Эренбург взял на себя организацию конгресса, ему также помогали Андре Жид, Андре Мальро, Жан-Ришар Блок и другие. Этот съезд должен был подчеркнуть значение интеллигенции и призвать к сплочению для защиты основных ценностей европейской цивилизации. Эренбург, Савич и Познер намеревались писать репортажи для основных советских газет. За пять дней до открытия съезда Мальро сообщили, что Горький, который должен был возглавить советскую делегацию, «нездоров» и поэтому не сможет приехать (в начале 1935 года ему уже отказали в разрешении поехать на Запад для лечения, что было недобрым знаком). По совету Эренбурга Жид и Мальро отправились в советское посольство и попросили включить Бабеля и Пастернака в состав советской делегации, чтобы придать вес ей и всему конгрессу. Последовал гротескный эпизод: Пастернаку позвонил личный секретарь Сталина и велел немедленно отправляться в дорогу.

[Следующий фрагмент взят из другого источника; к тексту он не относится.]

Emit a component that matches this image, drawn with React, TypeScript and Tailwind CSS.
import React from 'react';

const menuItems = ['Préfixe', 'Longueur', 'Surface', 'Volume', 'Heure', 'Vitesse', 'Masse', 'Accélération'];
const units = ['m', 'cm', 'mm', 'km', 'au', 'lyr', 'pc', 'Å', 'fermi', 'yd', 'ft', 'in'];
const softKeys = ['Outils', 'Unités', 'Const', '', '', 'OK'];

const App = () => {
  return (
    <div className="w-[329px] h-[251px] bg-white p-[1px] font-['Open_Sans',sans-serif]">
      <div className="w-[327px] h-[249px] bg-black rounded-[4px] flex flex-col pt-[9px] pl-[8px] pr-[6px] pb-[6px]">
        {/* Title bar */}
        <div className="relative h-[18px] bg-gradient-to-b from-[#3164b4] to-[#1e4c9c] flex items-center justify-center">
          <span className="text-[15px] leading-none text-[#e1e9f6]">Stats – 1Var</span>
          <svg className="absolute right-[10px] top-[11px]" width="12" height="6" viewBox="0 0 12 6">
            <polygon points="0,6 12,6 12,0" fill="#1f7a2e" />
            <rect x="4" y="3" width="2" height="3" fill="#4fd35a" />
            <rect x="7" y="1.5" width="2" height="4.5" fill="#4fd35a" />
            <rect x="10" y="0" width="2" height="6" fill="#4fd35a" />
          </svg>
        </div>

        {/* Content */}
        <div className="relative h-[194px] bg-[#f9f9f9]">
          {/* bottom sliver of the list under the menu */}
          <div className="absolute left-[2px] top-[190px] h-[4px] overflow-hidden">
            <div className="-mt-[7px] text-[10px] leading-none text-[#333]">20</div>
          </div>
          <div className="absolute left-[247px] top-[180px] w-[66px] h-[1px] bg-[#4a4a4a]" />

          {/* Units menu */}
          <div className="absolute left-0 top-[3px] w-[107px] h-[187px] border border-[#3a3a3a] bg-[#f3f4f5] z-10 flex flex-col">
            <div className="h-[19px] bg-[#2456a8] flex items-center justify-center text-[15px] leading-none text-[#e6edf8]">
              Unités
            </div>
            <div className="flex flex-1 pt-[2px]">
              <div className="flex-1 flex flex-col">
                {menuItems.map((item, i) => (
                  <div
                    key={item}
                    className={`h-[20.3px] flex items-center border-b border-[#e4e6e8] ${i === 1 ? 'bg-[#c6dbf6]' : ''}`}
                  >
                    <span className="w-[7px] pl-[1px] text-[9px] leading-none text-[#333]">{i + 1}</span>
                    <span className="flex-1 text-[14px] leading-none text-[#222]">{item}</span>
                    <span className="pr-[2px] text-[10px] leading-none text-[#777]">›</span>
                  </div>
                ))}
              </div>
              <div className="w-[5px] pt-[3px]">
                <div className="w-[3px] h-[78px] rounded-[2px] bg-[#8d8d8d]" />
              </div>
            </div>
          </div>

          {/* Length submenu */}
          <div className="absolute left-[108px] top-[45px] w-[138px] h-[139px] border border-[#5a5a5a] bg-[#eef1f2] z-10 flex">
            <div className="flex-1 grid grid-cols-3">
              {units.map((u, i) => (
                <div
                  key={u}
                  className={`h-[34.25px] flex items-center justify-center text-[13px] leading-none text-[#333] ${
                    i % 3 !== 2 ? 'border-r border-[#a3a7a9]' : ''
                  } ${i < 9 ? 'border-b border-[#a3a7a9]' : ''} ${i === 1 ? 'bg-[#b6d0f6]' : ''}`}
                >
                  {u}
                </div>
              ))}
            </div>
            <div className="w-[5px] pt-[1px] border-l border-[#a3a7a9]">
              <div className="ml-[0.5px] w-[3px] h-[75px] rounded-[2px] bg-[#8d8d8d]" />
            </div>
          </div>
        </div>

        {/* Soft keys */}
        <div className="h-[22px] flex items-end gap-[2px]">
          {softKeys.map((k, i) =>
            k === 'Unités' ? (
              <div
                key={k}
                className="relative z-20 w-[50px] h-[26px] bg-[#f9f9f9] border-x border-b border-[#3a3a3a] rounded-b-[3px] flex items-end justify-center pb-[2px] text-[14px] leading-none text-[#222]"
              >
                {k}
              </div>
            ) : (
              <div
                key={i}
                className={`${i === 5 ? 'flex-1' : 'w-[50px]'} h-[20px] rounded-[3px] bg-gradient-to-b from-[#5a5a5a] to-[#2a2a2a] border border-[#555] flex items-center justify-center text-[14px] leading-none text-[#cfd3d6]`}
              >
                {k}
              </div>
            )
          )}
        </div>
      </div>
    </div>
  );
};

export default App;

Несмотря на его протесты, его вместе с Бабелем посадили в поезд, забрав прямо из санатория, где он лечился от депрессии. Они смогли прибыть во Францию только к концу конгресса. Уже через год после съезда Союза писателей Пастернак был глубоко потрясен последствиями недавней коллективизации в русской деревне и волнами арестов среди литературной интеллигенции. В Париже он был в ужасном состоянии – больной и явно напуганный. Его краткая речь в защиту эстетической ценности поэзии (по словам Бабеля, именно он в парижском кафе с помощью Эренбурга набросал для Пастернака ее текст) была прочитана в последний день конгресса и имела успех. Бабель бегло говорил по-французски, но никаких свидетельств его выступления не сохранилось.

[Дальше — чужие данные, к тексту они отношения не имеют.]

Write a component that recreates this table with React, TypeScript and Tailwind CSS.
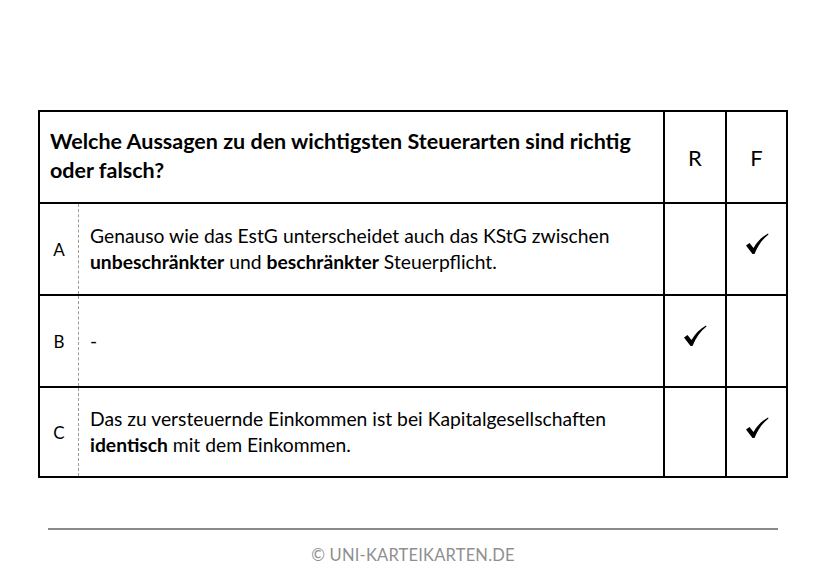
import React from "react";

const font = { fontFamily: "Lato, 'Open Sans', sans-serif" };

function Check() {
  return (
    <svg width="24" height="22" viewBox="0 0 24 22" className="block">
      <path
        d="M1 12.5 L4.5 10 L8.5 15 C12 9 16.5 4 23 0.5 L23.5 1.5 C17.5 6 13 12.5 9.5 21 L7.5 21 Z"
        fill="#000"
      />
    </svg>
  );
}

type Row = {
  letter: string;
  text: React.ReactNode;
  r: boolean;
  f: boolean;
  h: string;
};

const rows: Row[] = [
  {
    letter: "A",
    text: (
      <>
        Genauso wie das EstG unterscheidet auch das KStG zwischen
        <br />
        <b>unbeschränkter</b> und <b>beschränkter</b> Steuerpflicht.
      </>
    ),
    r: false,
    f: true,
    h: "h-[92px]",
  },
  { letter: "B", text: "-", r: true, f: false, h: "h-[92px]" },
  {
    letter: "C",
    text: (
      <>
        Das zu versteuernde Einkommen ist bei Kapitalgesellschaften
        <br />
        <b>identisch</b> mit dem Einkommen.
      </>
    ),
    r: false,
    f: true,
    h: "h-[90px]",
  },
];

export default function App() {
  return (
    <div className="w-[826px] h-[582px] bg-white text-black" style={font}>
      <div className="pt-[110px] pl-[38px]">
        <div className="w-[750px] border-2 border-black">
          <div className="flex h-[90px]">
            <div className="w-[623px] flex items-center pl-[10px] pb-[2px] font-bold text-[21.5px] leading-[29px]">
              <div>
                Welche Aussagen zu den wichtigsten Steuerarten sind richtig
                <br />
                oder falsch?
              </div>
            </div>
            <div className="w-[62px] border-l-2 border-black flex items-center justify-center text-[22px]">
              R
            </div>
            <div className="w-[61px] border-l-2 border-black flex items-center justify-center text-[22px]">
              F
            </div>
          </div>
          {rows.map((row) => (
            <div key={row.letter} className={`flex border-t-2 border-black ${row.h}`}>
              <div className="w-[623px] flex">
                <div className="w-[39px] flex items-center justify-center text-[17px] pt-[2px] border-r border-dashed border-[#9a9a9a]">
                  {row.letter}
                </div>
                <div className="flex-1 flex items-center pl-[11px] pb-[1px] text-[19.3px] leading-[26px]">
                  <div>{row.text}</div>
                </div>
              </div>
              <div className="w-[62px] border-l-2 border-black flex justify-center pt-[29px]">
                {row.r && <Check />}
              </div>
              <div className="w-[61px] border-l-2 border-black flex justify-center pt-[29px]">
                {row.f && <Check />}
              </div>
            </div>
          ))}
        </div>
      </div>
      <div className="mt-[50px] mx-[48px] h-[2px] bg-[#8a8a8a]" />
      <div className="text-center text-[#8f8f8f] text-[16.5px] mt-[13px] tracking-[0.2px]">
        © UNI-KARTEIKARTEN.DE
      </div>
    </div>
  );
}
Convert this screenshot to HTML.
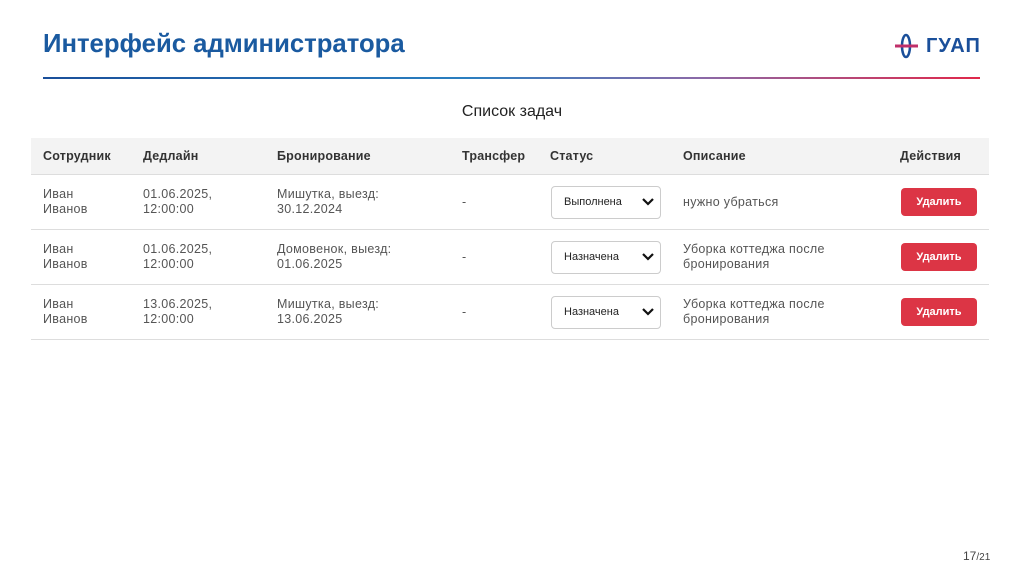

В Париже произошла катастрофическая «не-встреча» Пастернака с М. И. Цветаевой, с которой он не виделся с 1922 года, хотя они продолжали обмениваться эмоциональными письмами. Видимо, боясь, что обо всем будет доложено в органы безопасности, до смерти напуганный Пастернак пробормотал что-то банальное и непонятное в ответ на вопрос Цветаевой, не стоит ли ей вернуться в СССР, как ее убеждали муж С. Я. Эфрон и дочь Ариадна. Она была озадачена и разъярена [Саакянц 1997: 648]. Анненков на своей машине возил Пастернака и Замятина по Парижу и в Сен-Дени. Возможно, после разговора с Пастернаком им удалось составить для себя более ясную картину действительного положения дел в Москве, в то время как Цветаевой этого сделать не удалось. По окончании конгресса в Париже открылась выставка русского искусства, проходившая с 26 июня по 10 июля. Эта была уже вторая крупная выставка русских художников, которую Замятин посетил в Париже, и она сильно отличалась от выставки «Мира искусства», прошедшей в 1932 году. Эта более «советская» выставка была организована мужем Цветаевой С. Я. Эфроном от имени «Союза возвращения на родину» (он считался напрямую подчиненным ГПУ), и на ней были представлены работы Ю. П. Анненкова, Н. С. Гончаровой, М. Ф. Ларионова и М. 3. Шагала.